The dispute centred on transactions in FY2019–20, when Bansal sold shares of Flipkart Pvt Ltd, Singapore, in three tranches in August and November 2019. The Income Tax Department taxed Rs 162.54 crore from these sales as long-term capital gains in India. Bansal contested this, arguing that under Indian law and treaty provisions, the income should be taxable only in Singapore.
What went wrong
Tax advisory platform Tax Buddy, which analysed the ruling, said the core issue was the interpretation of residency rules under Section 6 and its explanations. Bansal relied on Explanation 1(b), which extends the usual 60-day test to 182 days for individuals who are “being outside India and come on a visit.” He argued that “being outside India” simply meant working abroad, not necessarily holding non-resident status in the past.

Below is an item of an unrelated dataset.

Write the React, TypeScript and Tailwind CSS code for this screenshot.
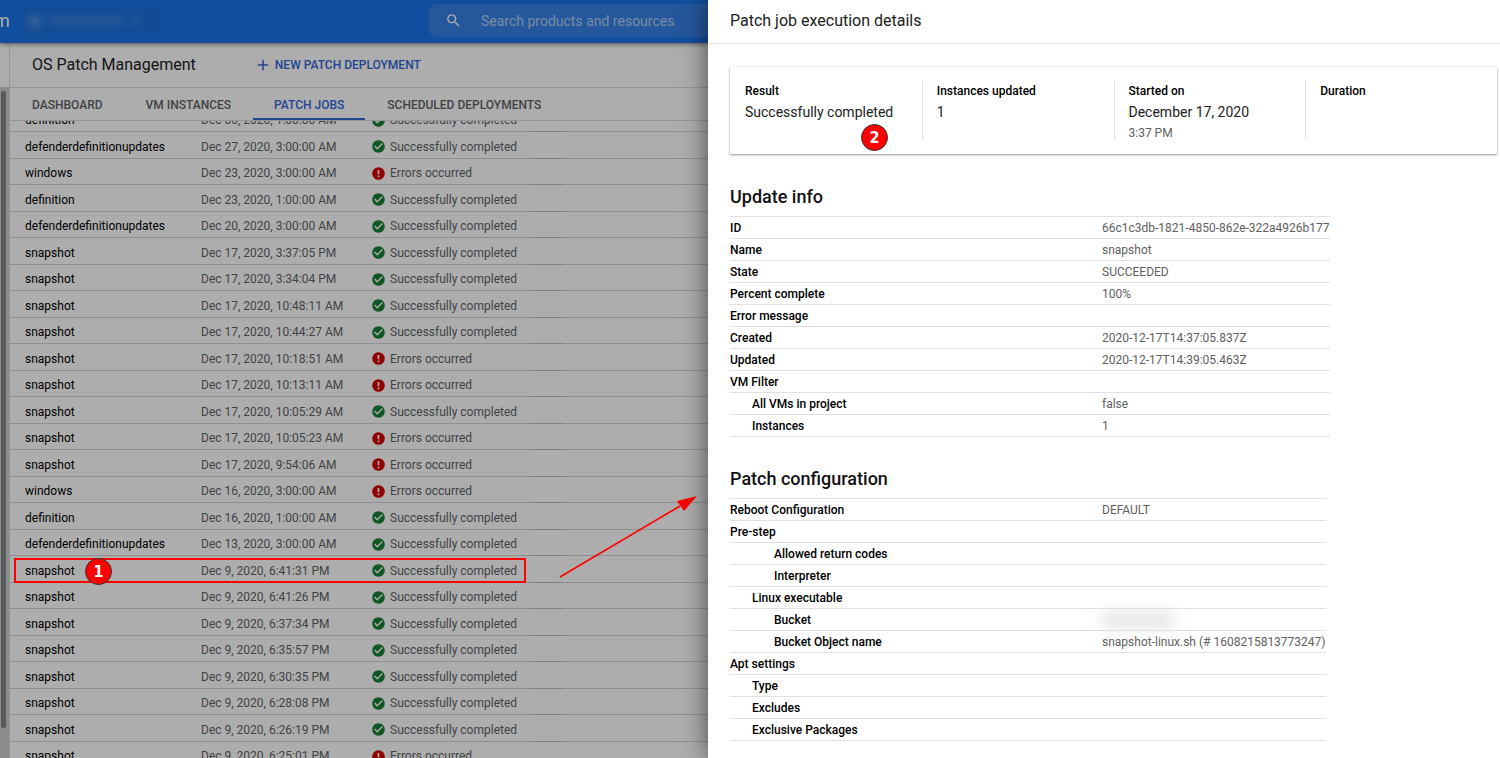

The tax department, however, countered that the provision applies only to those who were already non-residents in preceding years. Since Bansal had been a resident earlier, the tribunal agreed that he could not claim this relaxation. His alternative argument under Explanation 1(a), which applies when a person leaves India for employment abroad, also failed because he moved in February 2019 — a different financial year from the one under review.
The tribunal further examined his claim under the India–Singapore DTAA. Applying the treaty’s tie-breaker rules, it concluded that Bansal’s permanent home and key economic interests remained in India, and that the value of Flipkart shares stemmed primarily from Indian operations. As a result, even under treaty standards, he was treated as an Indian resident.
With this finding, DTAA protection fell away, and the tribunal confirmed that the Rs 162.54 crore in capital gains from the Flipkart share sale was taxable in India. While the ITAT directed tax authorities to verify and reissue a pending refund of over Rs 5.8 crore if due, the main tax demand stands. Bansal, who later went on to found AI-driven commerce venture Oppdoor, retains the option to challenge the ruling in a higher court, setting the stage for a potentially significant precedent on cross-border tax residency disputes.